– George Collins
This essay was first published in the catalogue for Drawings by Architects (25 February – 3 April 1983), held at the ICA in London. A period piece, for sure, the text sits at the cusp of changing attitudes to the display and value attributed to architect’s drawings.
In recent years a major change has occurred in the nature of architectural drawing. This has come about, in part, from changing functions that drawings fulfil in architects’ offices, particularly as regards preliminary sketches and presentation devices. But another and perhaps more significant change for the general public is the fact that more and more drawings by architects are being collected and treasured as art objects, independent of the building or situation that they may depict.
For a century or so most architects have started a design with freehand drawings or mere sketches, sometimes in consultation or conversation with the patron or institution for whom they are working. Subsequently, more formal presentation drawings are developed, often in an office, and sometimes in alternative form, primarily made for the patron or for the press – in the latter case often after the building has been completed. Diagrams may also be drawn up and used at any phase during the process of planning, building and the commentary on it afterwards. The most exacting requirement is, however, the multitude of working drawings prepared by the architect’s office and by all associated contractors in the course of constructions. Models are also made before and after completion of the building and for all sorts of reasons; in recent years models have become instrumental in what seem to be a mutual desire by both designers and public to be able to grasp ‘the real thing’ and not merely a projection of it.
Of these various professional types and uses of architectural drawings, all but working drawings – even diagrams at times – are beginning to be revered and collected as art objects.
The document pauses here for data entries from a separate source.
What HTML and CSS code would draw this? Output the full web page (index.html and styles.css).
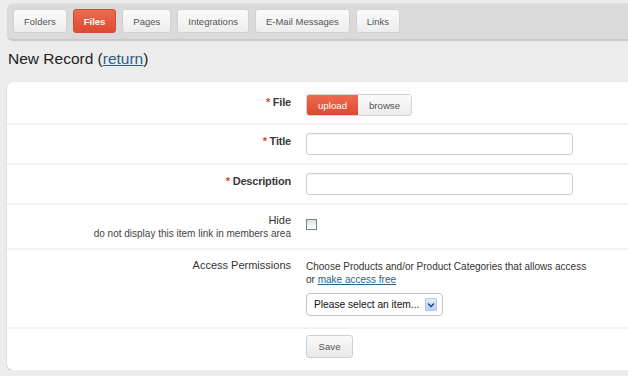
FILE: index.html
```html
<!DOCTYPE html>
<html>
<head>
<meta charset="utf-8">
<link rel="stylesheet" href="styles.css">
</head>
<body>
<nav class="tabbar">
  <a class="tab">Folders</a>
  <a class="tab active">Files</a>
  <a class="tab">Pages</a>
  <a class="tab">Integrations</a>
  <a class="tab">E-Mail Messages</a>
  <a class="tab">Links</a>
</nav>
<h1 class="title">New Record (<a class="link">return</a>)</h1>
<form class="panel">
  <div class="row first">
    <div class="label req"><span class="star">*</span> File</div>
    <div class="field">
      <div class="btngroup"><span class="seg on">upload</span><span class="seg">browse</span></div>
    </div>
  </div>
  <div class="row">
    <div class="label req"><span class="star">*</span> Title</div>
    <div class="field"><div class="input"></div></div>
  </div>
  <div class="row">
    <div class="label req"><span class="star">*</span> Description</div>
    <div class="field"><div class="input"></div></div>
  </div>
  <div class="row">
    <div class="label">Hide<div class="sub">do not display this item link in members area</div></div>
    <div class="field"><span class="check"></span></div>
  </div>
  <div class="row access">
    <div class="label">Access Permissions</div>
    <div class="field">
      <div class="help">Choose Products and/or Product Categories that allows access<br>or <a class="link">make access free</a></div>
      <div class="select"><span>Please select an item...</span>
        <span class="arrow"><svg width="8" height="6" viewBox="0 0 8 6"><path d="M1 1.5 L4 4.5 L7 1.5" fill="none" stroke="#2a4f8c" stroke-width="1.6"/></svg></span>
      </div>
    </div>
  </div>
  <div class="row last">
    <div class="label"></div>
    <div class="field"><span class="save">Save</span></div>
  </div>
</form>
</body>
</html>
```
FILE: styles.css
```css
html, body {
  margin: 0;
  padding: 0;
  background: #ececec;
  font-family: "Liberation Sans", Arial, sans-serif;
  font-size: 10px;
  color: #333;
  overflow: hidden;
}
.tabbar {
  display: flex;
  gap: 6px;
  margin: 3px -10px 0 7px;
  padding: 5px 6px 4px;
  height: 26px;
  background: #dadada;
  border-top: 1px solid #e4e4e4;
  border-bottom: 2px solid #c9c9c9;
  border-radius: 6px 0 0 6px;
}
.tab {
  box-sizing: border-box;
  height: 24px;
  padding: 0 10px;
  display: flex;
  align-items: center;
  font-size: 9.5px;
  color: #555;
  background: linear-gradient(#fbfbfb, #ededed);
  border: 1px solid #d2d2d2;
  border-radius: 3px;
}
.tab.active {
  color: #fff;
  font-weight: bold;
  background: linear-gradient(#ee6a4f, #dd4a30);
  border-color: #d54a32;
}
.title {
  margin: 9px 0 0 8px;
  font-size: 15.5px;
  font-weight: normal;
  color: #222;
  line-height: 18px;
  height: 18px;
}
.link {
  color: #2c5f82;
  text-decoration: underline;
}
.panel {
  margin: 14px -10px 0 7px;
  background: #fff;
  border-radius: 6px;
  box-shadow: 0 1px 0 #c6c6c6, 0 2px 1px #d8d8d8, -1px 0 0 #e2e2e2;
}
.row {
  display: grid;
  grid-template-columns: 284px 1fr;
  column-gap: 15px;
  padding: 8px 0;
  border-bottom: 2px solid #f2f2f2;
}
.row.first { padding-top: 12px; padding-bottom: 7px; }
.row.access { padding-bottom: 11px; }
.row.last { border-bottom: none; padding: 6px 0 12px; }
.label {
  text-align: right;
  font-size: 11px;
  line-height: 13px;
  padding-top: 1px;
  color: #333;
}
.label.req {
  font-weight: bold;
  letter-spacing: -0.2px;
  padding-top: 2px;
  color: #3a3a3a;
}
.star { color: #d9452c; }
.sub { font-size: 10px; color: #444; }
.btngroup {
  display: inline-flex;
  height: 22px;
  border-radius: 3px;
  overflow: hidden;
  border: 1px solid #d4d4d4;
  box-sizing: border-box;
}
.seg {
  display: flex;
  align-items: center;
  justify-content: center;
  width: 53px;
  font-size: 9.7px;
  color: #555;
  background: linear-gradient(#fafafa, #ececec);
}
.seg.on {
  width: 51px;
  color: #fff;
  background: linear-gradient(#ef6a4f, #dc4a30);
}
.input {
  box-sizing: border-box;
  width: 267px;
  height: 22px;
  border: 1px solid #cfcfcf;
  border-radius: 3px;
  background: #fff;
  box-shadow: inset 0 1px 1px rgba(0,0,0,0.05);
}
.check {
  display: block;
  box-sizing: border-box;
  width: 11px;
  height: 11px;
  margin-top: 6px;
  border: 1px solid #6f8498;
  background: linear-gradient(#e2e2e2, #fdfdfd);
}
.help {
  line-height: 13px;
  padding-top: 2px;
  color: #333;
}
.select {
  box-sizing: border-box;
  margin-top: 7px;
  width: 137px;
  height: 23px;
  display: flex;
  align-items: center;
  justify-content: space-between;
  padding: 0 5px 0 7px;
  border: 1px solid #c4c4c4;
  border-radius: 4px;
  font-size: 10.2px;
  color: #111;
}
.arrow {
  box-sizing: border-box;
  width: 12px;
  height: 13px;
  display: flex;
  align-items: center;
  justify-content: center;
  border: 1px solid #b3c8ef;
  border-radius: 1px;
  background: linear-gradient(#e3ecfc, #bcd0f4);
}
.save {
  box-sizing: border-box;
  display: flex;
  align-items: center;
  justify-content: center;
  width: 47px;
  height: 23px;
  border: 1px solid #cfcfcf;
  border-radius: 3px;
  background: linear-gradient(#fafafa, #e9e9e9);
  color: #555;
  font-size: 9.7px;
}
```
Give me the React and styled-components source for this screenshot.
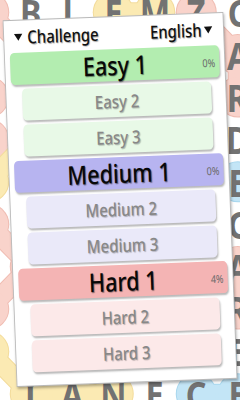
import React from "react";
import styled, { createGlobalStyle } from "styled-components";

const Global = createGlobalStyle`
  html, body { margin: 0; padding: 0; background: #fff; }
  body { font-family: "Noto Sans", "Open Sans", sans-serif; }
`;

const Screen = styled.div`
  position: relative;
  width: 240px;
  height: 400px;
  overflow: hidden;
  background: #ffffff;
`;

const Board = styled.div`
  position: relative;
  z-index: 1;
  display: grid;
  grid-template-columns: repeat(7, 41.5px);
  grid-auto-rows: 42.4px;
  margin-left: -32px;
  margin-top: -9px;
`;

const Cell = styled.div`
  display: flex;
  align-items: center;
  justify-content: center;
`;

const Glyph = styled.span`
  display: inline-block;
  font-family: "Noto Sans", "Open Sans", sans-serif;
  font-weight: 700;
  font-size: 38px;
  line-height: 1;
  color: #727272;
  transform: scaleX(0.85);
`;

const Trails = styled.svg`
  position: absolute;
  left: 0;
  top: 0;
  z-index: 0;
`;

const Panel = styled.div`
  position: absolute;
  z-index: 2;
  left: -13.5px;
  top: 16px;
  width: 266px;
  height: 367px;
  box-sizing: border-box;
  background: #ffffff;
  border: 1px solid rgba(0, 0, 0, 0.28);
  box-shadow: 1px 2px 3px rgba(0, 0, 0, 0.3);
  transform: rotate(-2.2deg) scaleX(0.83);
  display: flex;
  flex-direction: column;
  padding: 0 6px 12px;
`;

const Header = styled.div`
  height: 31px;
  display: flex;
  align-items: center;
  justify-content: space-between;
  padding: 0 7px 0 6px;
`;

const Menu = styled.div`
  display: flex;
  align-items: center;
  gap: ${(p) => p.$gap}px;
  font-size: 18px;
  font-weight: 500;
  color: #111;
  text-shadow: 1px 1px 1px rgba(0, 0, 0, 0.35);
`;

const Caret = styled.span`
  width: 0;
  height: 0;
  border-left: 5px solid transparent;
  border-right: 5px solid transparent;
  border-top: 7px solid #111;
  margin-top: 2px;
`;

const List = styled.div`
  display: flex;
  flex-direction: column;
  gap: 4px;
  margin-top: 1px;
`;

const tones = {
  easy: { main: "#b3edb0", sub: "#e8f9e7" },
  medium: { main: "#b7b4f0", sub: "#eae9f9" },
  hard: { main: "#f4b4b4", sub: "#fce9e9" },
};

const Level = styled.div`
  position: relative;
  height: 32px;
  border-radius: 5px;
  margin: ${(p) => (p.$main ? "0" : "0 11px 0 13px")};
  background: ${(p) => (p.$main ? tones[p.$tone].main : tones[p.$tone].sub)};
  box-shadow: 1px 2px 2px rgba(0, 0, 0, 0.28);
  display: flex;
  align-items: center;
  justify-content: center;
  font-size: ${(p) => (p.$main ? 26 : 18)}px;
  font-weight: 500;
  color: ${(p) => (p.$main ? "#080808" : "#888888")};
  text-shadow: ${(p) =>
    p.$main ? "1px 1px 1px rgba(0,0,0,0.45)" : "1px 1px 1px rgba(0,0,0,0.25)"};
  line-height: 1;
`;

const Percent = styled.span`
  position: absolute;
  right: 5px;
  top: 50%;
  transform: translateY(-40%);
  font-size: 11px;
  font-weight: 400;
  color: #6a6a6a;
  text-shadow: none;
`;

const rows = [
  " BLEMZC",
  "      A",
  "      R",
  "      D",
  "      E",
  "      C",
  "      A",
  "      R",
  "      E",
  " IANECE",
];

const cx = (c) => -11.25 + 41.5 * c;
const cy = (r) => 12.2 + 42.4 * r;

const pink = { color: "#f9d3cb", edge: "#f0bdb3" };
const yellow = { color: "#fbeab3", edge: "#f3dc9c" };
const blue = { color: "#c3e5f6", edge: "#a9d7ee" };

const trails = [
  { ...yellow, pts: [[3, 0], [4, 0]] },
  { ...pink, pts: [[5, 0], [6, 1], [6, 2]] },
  { ...pink, pts: [[0, 0], [1, 1]] },
  { ...pink, pts: [[0, 2], [0, 3], [1, 4]] },
  { ...yellow, pts: [[0, 4], [1, 3]] },
  { ...blue, pts: [[6, 4]] },
  { ...pink, pts: [[0, 5], [1, 6], [0, 7]] },
  { ...pink, pts: [[6, 6], [6, 7]] },
  { ...yellow, pts: [[0, 8], [1, 9], [2, 9], [3, 9]] },
  { ...blue, pts: [[5, 9], [6, 9]] },
];

function TrailLayer() {
  return (
    <Trails width="240" height="400" viewBox="0 0 240 400">
      {trails.map((t, i) => {
        const d = t.pts
          .map(([c, r], j) => `${j ? "L" : "M"}${cx(c)} ${cy(r)}`)
          .join(" ");
        return (
          <g key={i}>
            {t.pts.length > 1 && (
              <path
                d={d}
                fill="none"
                stroke={t.edge}
                strokeWidth="20"
                strokeLinecap="round"
                strokeLinejoin="round"
              />
            )}
            {t.pts.map(([c, r], j) => (
              <circle key={j} cx={cx(c)} cy={cy(r)} r="20.5" fill={t.edge} />
            ))}
            {t.pts.length > 1 && (
              <path
                d={d}
                fill="none"
                stroke={t.color}
                strokeWidth="18"
                strokeLinecap="round"
                strokeLinejoin="round"
              />
            )}
            {t.pts.map(([c, r], j) => (
              <circle key={"i" + j} cx={cx(c)} cy={cy(r)} r="19.5" fill={t.color} />
            ))}
          </g>
        );
      })}
    </Trails>
  );
}

const levels = [
  { tone: "easy", name: "Easy 1", main: true, pct: "0%" },
  { tone: "easy", name: "Easy 2" },
  { tone: "easy", name: "Easy 3" },
  { tone: "medium", name: "Medium 1", main: true, pct: "0%" },
  { tone: "medium", name: "Medium 2" },
  { tone: "medium", name: "Medium 3" },
  { tone: "hard", name: "Hard 1", main: true, pct: "4%" },
  { tone: "hard", name: "Hard 2" },
  { tone: "hard", name: "Hard 3" },
];

export default function App() {
  return (
    <>
      <Global />
      <Screen>
        <TrailLayer />
        <Board>
          {rows.map((row, r) =>
            row.split("").map((ch, c) => (
              <Cell key={`${r}-${c}`}>
                {ch.trim() && <Glyph>{ch}</Glyph>}
              </Cell>
            ))
          )}
        </Board>
        <Panel>
          <Header>
            <Menu $gap={6}>
              <Caret />
              <span>Challenge</span>
            </Menu>
            <Menu $gap={3}>
              <span>English</span>
              <Caret />
            </Menu>
          </Header>
          <List>
            {levels.map((l) => (
              <Level key={l.name} $tone={l.tone} $main={!!l.main}>
                {l.name}
                {l.pct && <Percent>{l.pct}</Percent>}
              </Level>
            ))}
          </List>
        </Panel>
      </Screen>
    </>
  );
}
Working drawings are collected in the archives of architectural institutes and they are useful for the adapters and restore, but working drawings are not ordinarily exhibited unless they are the only remnant of some illustrious building.
The fact that some architectural drawings have begun to be collected and exhibited as works of art would seem to suggest that paper architecture is beginning to compete with built architecture. This is a departure, because architects, when speaking or writing about architectural drawings, have usually suggested that the drawings are inferior to architecture itself. In this connection, the general public assumes that most architectural drawings precede the erection of the building, and the public really doesn not care – as the architect certainly would – whether the structure was built or remained an ‘unbuilt’. Related to unbuilt structures are visionary schemes of architecture, of city planning, and of the cosmos that began to surface in the 1960s. Most visionary projects are ‘unbuilts’, of course, because the mechanics of carrying them out over time eradicate much of their flair. Sometimes, as with Mies Van der Rohe’s glass skyscrapers, the higher technology of a later generation allows visionary projects to be approximated, and in some case – as with Bruce Goff and Antoni Gaudi – the resultant built structure actually seems to be an extension of the ‘visionary’ drawing from which it was produced. A subjective art and aesthetic can enter into architectural drawings, and the general public may be right in thinking that some paper architecture is superior to built architecture.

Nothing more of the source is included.